I departed from The Plan this week to really focus on biking, but I need to get in a swim and run tomorrow- so off to bed. Sat holds another 2 hour ride adventure.

Have a great weekend!

Tuesday, April 11, 2006

BuckNakedBoy is Pregnant, I'm about to be an accomplice to a double homicide and the garage just burned down.

But other than that we are fine here.

I took The Tribe to the dentist the other week and unbeknownst to me, Buck Naked Boy came home pregnant. The fact that he is a five year old boy notwithstanding, I had no idea they could do that at the dentist. Yet, he assures me that he is having a baby; a girl in fact because the dentist told him and it's going to come out of his booty-Standing Long Jump told him this was so. No matter of logic can dissuade him from his assertion.

So, I'm going to be a grandma.

Soapinator is traveling from Indiana to Oregon on a pioneer trail and I helped her pack the covered wagon. Apparantly one water barrel isn't sufficient, and they are dying of thirst somewhere in Texas- which if you ask me seems like a very ass backward way to get to Oregon (pronounced Or Gone) The prescribed option would be to pay ten dollars to buy water from the well, but why waste a few greenbacks when you've packed a barrel of gun powder. Her team decided to raid the well, kill the sentries and be on their way. I should have known there would be problems when she failed the 10 Commandments in Bible.
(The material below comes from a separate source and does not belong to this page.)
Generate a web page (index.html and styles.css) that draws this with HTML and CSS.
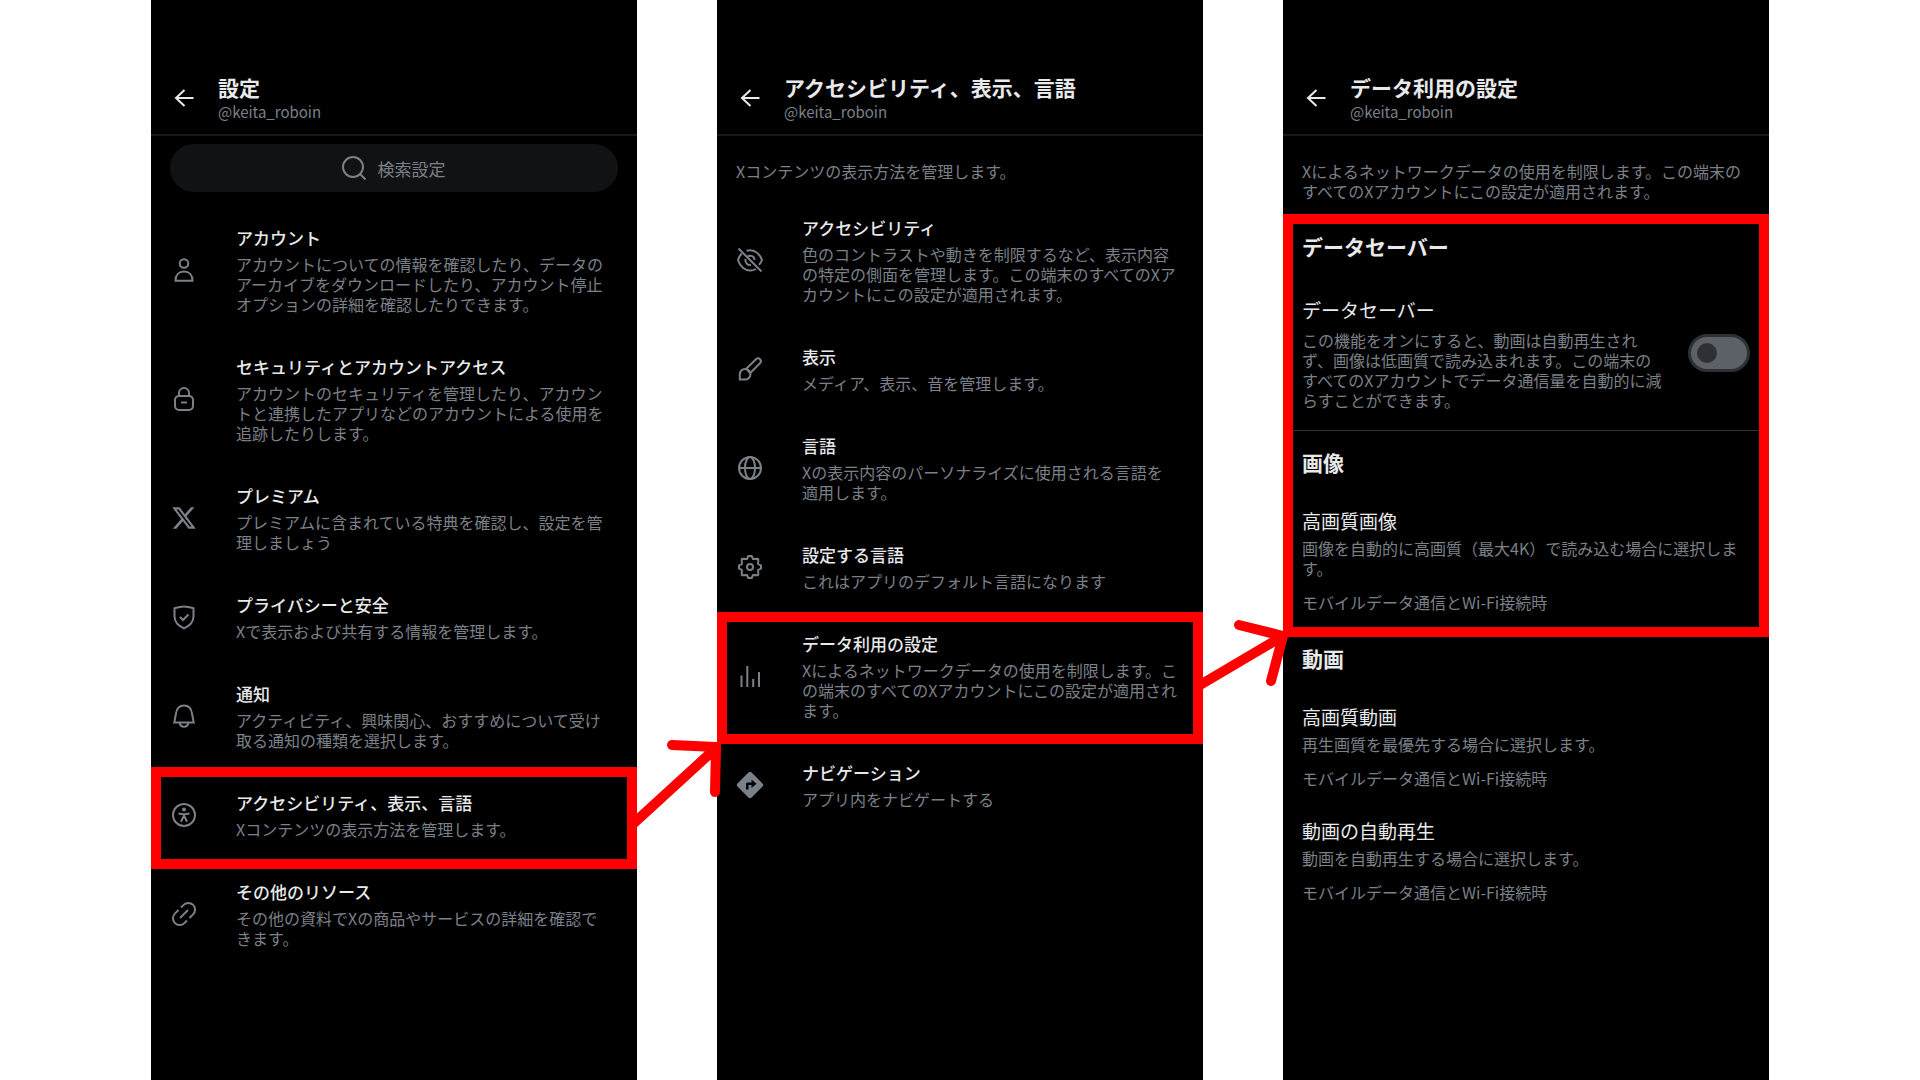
FILE: index.html
```html
<!DOCTYPE html>
<html lang="ja">
<head>
  <meta charset="UTF-8">
  <meta name="viewport" content="width=device-width, initial-scale=1.0">
  <title>データ利用の設定</title>
  <link rel="stylesheet" href="styles.css">
</head>
<body>
  <main class="steps">

    <!-- Step 1: settings -->
    <section class="panel">
      <header class="panel-header">
        <button type="button" class="back" aria-label="戻る">
          <svg class="icon" viewBox="0 0 24 24"><path d="M21.500 12H4M12.500 4L4 12l8.500 8"/></svg>
        </button>
        <div>
          <h1>設定</h1>
          <p class="handle">@keita_roboin</p>
        </div>
      </header>

      <label class="search">
        <svg class="icon" viewBox="0 0 24 24"><circle cx="11" cy="11" r="10"/><path d="M18 18l5.500 5.500"/></svg>
        <input type="text" placeholder="検索設定" aria-label="検索設定">
      </label>

      <nav class="list list-search">
        <a class="item" href="#">
          <svg class="icon" viewBox="0 0 24 24"><circle cx="12" cy="5.500" r="4.300"/><path d="M3.500 22.700c0-5.800 3.500-9.200 8.500-9.200s8.500 3.400 8.500 9.200z"/></svg>
          <div class="item-text">
            <h2>アカウント</h2>
            <p>アカウントについての情報を確認したり、データのアーカイブをダウンロードしたり、アカウント停止オプションの詳細を確認したりできます。</p>
          </div>
        </a>
        <a class="item" href="#">
          <svg class="icon" viewBox="0 0 24 24"><rect x="3" y="9" width="18" height="14" rx="4"/><path d="M7 9V6a5 5 0 0 1 10 0v3M9 15.500h6"/></svg>
          <div class="item-text">
            <h2>セキュリティとアカウントアクセス</h2>
            <p>アカウントのセキュリティを管理したり、アカウントと連携したアプリなどのアカウントによる使用を追跡したりします。</p>
          </div>
        </a>
        <a class="item" href="#">
          <svg class="icon solid" viewBox="1 1 22 22"><path d="M18.244 2.250h3.308l-7.227 8.260 8.502 11.240H16.170l-5.214-6.817L4.990 21.750H1.680l7.730-8.835L1.254 2.250H8.080l4.713 6.231zm-1.161 17.520h1.833L7.084 4.126H5.117z"/></svg>
          <div class="item-text">
            <h2>プレミアム</h2>
            <p>プレミアムに含まれている特典を確認し、設定を管理しましょう</p>
          </div>
        </a>
        <a class="item" href="#">
          <svg class="icon" viewBox="0 0 24 24"><path d="M12 1.500c3 0 6 .8 9.500 1.800v8c0 6-4 9.700-9.500 12-5.500-2.300-9.500-6-9.500-12v-8C6 2.300 9 1.500 12 1.500z"/><path d="M8 12l3 3 5.500-5.500"/></svg>
          <div class="item-text">
            <h2>プライバシーと安全</h2>
            <p>Xで表示および共有する情報を管理します。</p>
          </div>
        </a>
        <a class="item" href="#">
          <svg class="icon" viewBox="0 0 24 24"><path d="M2.300 18.500L4 9.500C4.700 4.500 7.600 1.500 12 1.500s7.300 3 8 8l1.700 9z"/><path d="M7.500 18.500c.5 3 2.300 4.300 4.500 4.300s4-1.300 4.500-4.300"/></svg>
          <div class="item-text">
            <h2>通知</h2>
            <p>アクティビティ、興味関心、おすすめについて受け取る通知の種類を選択します。</p>
          </div>
        </a>
        <a class="item marked mark-access" href="#">
          <svg class="icon" viewBox="0 0 24 24"><circle cx="12" cy="12" r="11"/><circle class="dot" cx="12" cy="6.500" r="2"/><path d="M6.500 10.500c3.500.8 7.500.8 11 0M12 11v3M9 18.800l2.500-5.300h1l2.500 5.300"/></svg>
          <div class="item-text">
            <h2>アクセシビリティ、表示、言語</h2>
            <p>Xコンテンツの表示方法を管理します。</p>
          </div>
        </a>
        <a class="item" href="#">
          <svg class="icon" viewBox="0 0 24 24"><path d="M9 5.500l2.600-2.600A6.700 6.700 0 0 1 21.100 12.400L17.500 16"/><path d="M15 18.500l-2.600 2.600A6.700 6.700 0 0 1 2.900 11.600L6.500 8"/><path d="M8 16l8-8"/></svg>
          <div class="item-text">
            <h2>その他のリソース</h2>
            <p>その他の資料でXの商品やサービスの詳細を確認できます。</p>
          </div>
        </a>
      </nav>
    </section>

    <!-- Step 2: accessibility, display, languages -->
    <section class="panel">
      <header class="panel-header">
        <button type="button" class="back" aria-label="戻る">
          <svg class="icon" viewBox="0 0 24 24"><path d="M21.500 12H4M12.500 4L4 12l8.500 8"/></svg>
        </button>
        <div>
          <h1>アクセシビリティ、表示、言語</h1>
          <p class="handle">@keita_roboin</p>
        </div>
      </header>

      <p class="intro">Xコンテンツの表示方法を管理します。</p>

      <nav class="list">
        <a class="item" href="#">
          <svg class="icon" viewBox="0 0 24 24"><path d="M8.500 2.800c7-2 13 2.200 15.500 9.200-.8 2-1.800 3.600-3 4.900"/><path d="M3.800 5.500C2 7.200.8 9.300 0 12c2 7 7.500 11 13 10.500 2-.2 3.600-.7 5-1.500"/><path d="M9.500 8.500c3-1.800 7-.2 7 3.500M7.500 11c-.8 4 2.500 6.500 5.500 5.800"/><path d="M0.500 0.500l23 23"/></svg>
          <div class="item-text">
            <h2>アクセシビリティ</h2>
            <p>色のコントラストや動きを制限するなど、表示内容の特定の側面を管理します。この端末のすべてのXアカウントにこの設定が適用されます。</p>
          </div>
        </a>
        <a class="item" href="#">
          <svg class="icon" viewBox="0 0 24 24"><path d="M8 12L18 2.200a2.800 2.800 0 0 1 4 4L12 16.300"/><path d="M1.800 22.600v-5.300a5.300 5.300 0 1 1 5.300 5.300z"/><path d="M8.500 12l3.500 3.800"/></svg>
          <div class="item-text">
            <h2>表示</h2>
            <p>メディア、表示、音を管理します。</p>
          </div>
        </a>
        <a class="item" href="#">
          <svg class="icon" viewBox="0 0 24 24"><circle cx="12" cy="12" r="11"/><ellipse cx="12" cy="12" rx="5" ry="11"/><path d="M1 12h22"/></svg>
          <div class="item-text">
            <h2>言語</h2>
            <p>Xの表示内容のパーソナライズに使用される言語を<br>適用します。</p>
          </div>
        </a>
        <a class="item" href="#">
          <svg class="icon" viewBox="0 0 24 24"><path stroke-linejoin="round" d="M10.300 1h3.400l1.200 2.900 4.900-.2.500.5-.2 4.900 2.900 1.200v3.400l-2.900 1.200.2 4.900-.5.500-4.900-.2-1.200 2.900h-3.400l-1.200-2.900-4.900.2-.5-.5.2-4.900L1 13.700v-3.400l2.900-1.200-.2-4.900.5-.5 4.900.2z"/><circle cx="12" cy="12" r="3"/></svg>
          <div class="item-text">
            <h2>設定する言語</h2>
            <p>これはアプリのデフォルト言語になります</p>
          </div>
        </a>
        <a class="item marked mark-data" href="#">
          <svg class="icon" viewBox="0 0 24 24"><path d="M3.500 11.500V23M9.300 2v21M15.200 15v8M21 8v15"/></svg>
          <div class="item-text">
            <h2>データ利用の設定</h2>
            <p>Xによるネットワークデータの使用を制限します。この端末のすべてのXアカウントにこの設定が適用されます。</p>
          </div>
          <svg class="arrow arrow-first" viewBox="0 0 100 90"><path d="M7 86L89 11M45 8l44 2-1 45"/></svg>
        </a>
        <a class="item" href="#">
          <svg class="icon solid" viewBox="0 0 24 24"><path fill-rule="evenodd" d="M10.400-.5a2.300 2.300 0 0 1 3.200 0L24.500 10.400a2.300 2.300 0 0 1 0 3.200L13.600 24.500a2.300 2.300 0 0 1-3.200 0L-.5 13.600a2.300 2.300 0 0 1 0-3.200zM8 16.500h2.500v-4.500h3v3l5-4.200-5-4.300v3H9.500a1.500 1.500 0 0 0-1.500 1.500z"/></svg>
          <div class="item-text">
            <h2>ナビゲーション</h2>
            <p>アプリ内をナビゲートする</p>
          </div>
        </a>
      </nav>
    </section>

    <!-- Step 3: data usage -->
    <section class="panel">
      <header class="panel-header">
        <button type="button" class="back" aria-label="戻る">
          <svg class="icon" viewBox="0 0 24 24"><path d="M21.500 12H4M12.500 4L4 12l8.500 8"/></svg>
        </button>
        <div>
          <h1>データ利用の設定</h1>
          <p class="handle">@keita_roboin</p>
        </div>
      </header>

      <p class="intro">Xによるネットワークデータの使用を制限します。この端末のすべてのXアカウントにこの設定が適用されます。</p>

      <div class="marked mark-saver">
        <h2 class="group-title">データセーバー</h2>
        <div class="saver">
          <div class="saver-text">
            <label class="option-title" for="data-saver">データセーバー</label>
            <p>この機能をオンにすると、動画は自動再生されず、画像は低画質で読み込まれます。この端末のすべてのXアカウントでデータ通信量を自動的に減らすことができます。</p>
          </div>
          <input type="checkbox" class="toggle" id="data-saver">
        </div>

        <h2 class="group-title">画像</h2>
        <a class="option" href="#">
          <h3 class="option-title">高画質画像</h3>
          <p>画像を自動的に高画質（最大4K）で読み込む場合に選択します。</p>
          <p class="option-value">モバイルデータ通信とWi-Fi接続時</p>
        </a>
        <svg class="arrow arrow-second" viewBox="0 0 100 80"><path d="M7 69L90 20M46 9l44 11-12 45"/></svg>
      </div>

      <h2 class="group-title">動画</h2>
      <a class="option" href="#">
        <h3 class="option-title">高画質動画</h3>
        <p>再生画質を最優先する場合に選択します。</p>
        <p class="option-value">モバイルデータ通信とWi-Fi接続時</p>
      </a>
      <a class="option" href="#">
        <h3 class="option-title">動画の自動再生</h3>
        <p>動画を自動再生する場合に選択します。</p>
        <p class="option-value">モバイルデータ通信とWi-Fi接続時</p>
      </a>
    </section>

  </main>
</body>
</html>
```

FILE: styles.css
```css
* {
  box-sizing: border-box;
}

body {
  margin: 0;
  background-color: #fff;
  color: #7b8188;
  font-family: "Noto Sans CJK JP", sans-serif;
  font-size: 16px;
  line-height: 20px;
}

h1,
h2,
h3,
p {
  margin: 0;
}

a {
  color: inherit;
  text-decoration: none;
}

.steps {
  display: grid;
  grid-template-columns: repeat(3, 1fr);
  gap: 80px;
  min-height: 100vh;
  padding: 0 151px;
}

.panel {
  background-color: #000;
}

/* header */
.panel-header {
  display: flex;
  align-items: center;
  gap: 22px;
  padding: 73px 20px 12px 21px;
  border-bottom: 2px solid #16181a;
}

.panel-header h1 {
  color: #e7e9ea;
  font-size: 21px;
  font-weight: 700;
  line-height: 28px;
}

.handle {
  margin-top: 1px;
  font-size: 15px;
}

.back {
  display: flex;
  padding: 0;
  border: none;
  background: none;
  color: #e7e9ea;
  cursor: pointer;
}

.icon {
  flex: none;
  width: 24px;
  height: 24px;
  overflow: visible;
  fill: none;
  stroke: currentColor;
  stroke-width: 2;
}

.icon.solid {
  fill: currentColor;
  stroke: none;
}

.icon .dot {
  fill: currentColor;
  stroke: none;
}

/* search */
.search {
  display: flex;
  align-items: center;
  justify-content: center;
  gap: 12px;
  height: 48px;
  margin: 8px 19px 0;
  border-radius: 24px;
  background-color: #111214;
}

.search input {
  width: 69px;
  padding: 0;
  border: none;
  outline: none;
  background: none;
  color: #7b8188;
  font-family: inherit;
  font-size: 17px;
}

.search input::placeholder {
  color: #7b8188;
}

.intro {
  padding: 25px 19px 14px;
}

/* menu list */
.list-search {
  margin-top: 13px;
}

.item {
  display: flex;
  align-items: center;
  gap: 40px;
  padding: 20px 20px 20px 21px;
}

.list-search .item {
  padding-right: 28px;
}

.item-text {
  flex: 1;
}

.item h2 {
  margin-bottom: 3px;
  color: #e7e9ea;
  font-size: 17px;
  font-weight: 500;
  line-height: 26px;
}

/* data usage */
.group-title {
  padding: 15px 19px;
  color: #e7e9ea;
  font-size: 21px;
  font-weight: 700;
  line-height: 32px;
}

.option-title {
  display: block;
  margin-bottom: 3px;
  color: #e7e9ea;
  font-size: 19px;
  font-weight: 400;
  line-height: 28px;
}

.option {
  display: block;
  padding: 14px 19px 15px;
}

.option-value {
  margin-top: 14px;
}

.saver {
  display: flex;
  align-items: center;
  gap: 22px;
  padding: 19px 19px 20px;
  border-bottom: 1px solid #2f3336;
}

.saver-text {
  flex: 1;
}

.saver .option-title {
  margin-bottom: 6px;
}

.toggle {
  display: flex;
  align-items: center;
  appearance: none;
  flex: none;
  width: 62px;
  height: 38px;
  margin: 0;
  padding-left: 6px;
  border: 3px solid #2f3033;
  border-radius: 19px;
  background-color: #5b6167;
  cursor: pointer;
}

.toggle::before {
  content: "";
  width: 20px;
  height: 20px;
  border-radius: 50%;
  background-color: #2f3033;
}

.toggle:checked {
  justify-content: flex-end;
  padding: 0 6px;
}

/* red frames and arrows drawn over the screens */
.marked {
  position: relative;
}

.marked::after {
  content: "";
  position: absolute;
  border: 10px solid #f00;
  pointer-events: none;
}

.mark-access::after {
  inset: -3px 0 -10px;
}

.mark-data::after {
  inset: 1px 0 -4px;
}

.mark-saver::after {
  inset: -1px 0 -10px;
}

.arrow {
  position: absolute;
  left: -90px;
  width: 100px;
  fill: none;
  stroke: #f00;
  stroke-width: 10;
  stroke-linecap: round;
  stroke-linejoin: miter;
  pointer-events: none;
}

.arrow-first {
  top: 126px;
  height: 90px;
}

.arrow-second {
  bottom: -69px;
  height: 80px;
}
```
Do grandma's look good in stripes?

I finished my brick today with a run to the cigar store thinking it would be a beautiful night to sit out by the fire and enjoy the beginning of spring training. I jumped into the shower, thinking how lovely and even a little romantic it would be to have firelight flickering in through the glass block window of the bathroom. Trihubby, the aspiring arsonist, took his cue from God Almighty leading his people through the desert, and erected a 16 foot wall of flame in the fire pit. On the bright side, there is a strong chance of finding diamonds amongst the sand of the patio brick in the morning, which will be beneficial as I'm fairly certain that the color- fade resistant warranty on the new garage siding does not cover molten ash discoloration and melting.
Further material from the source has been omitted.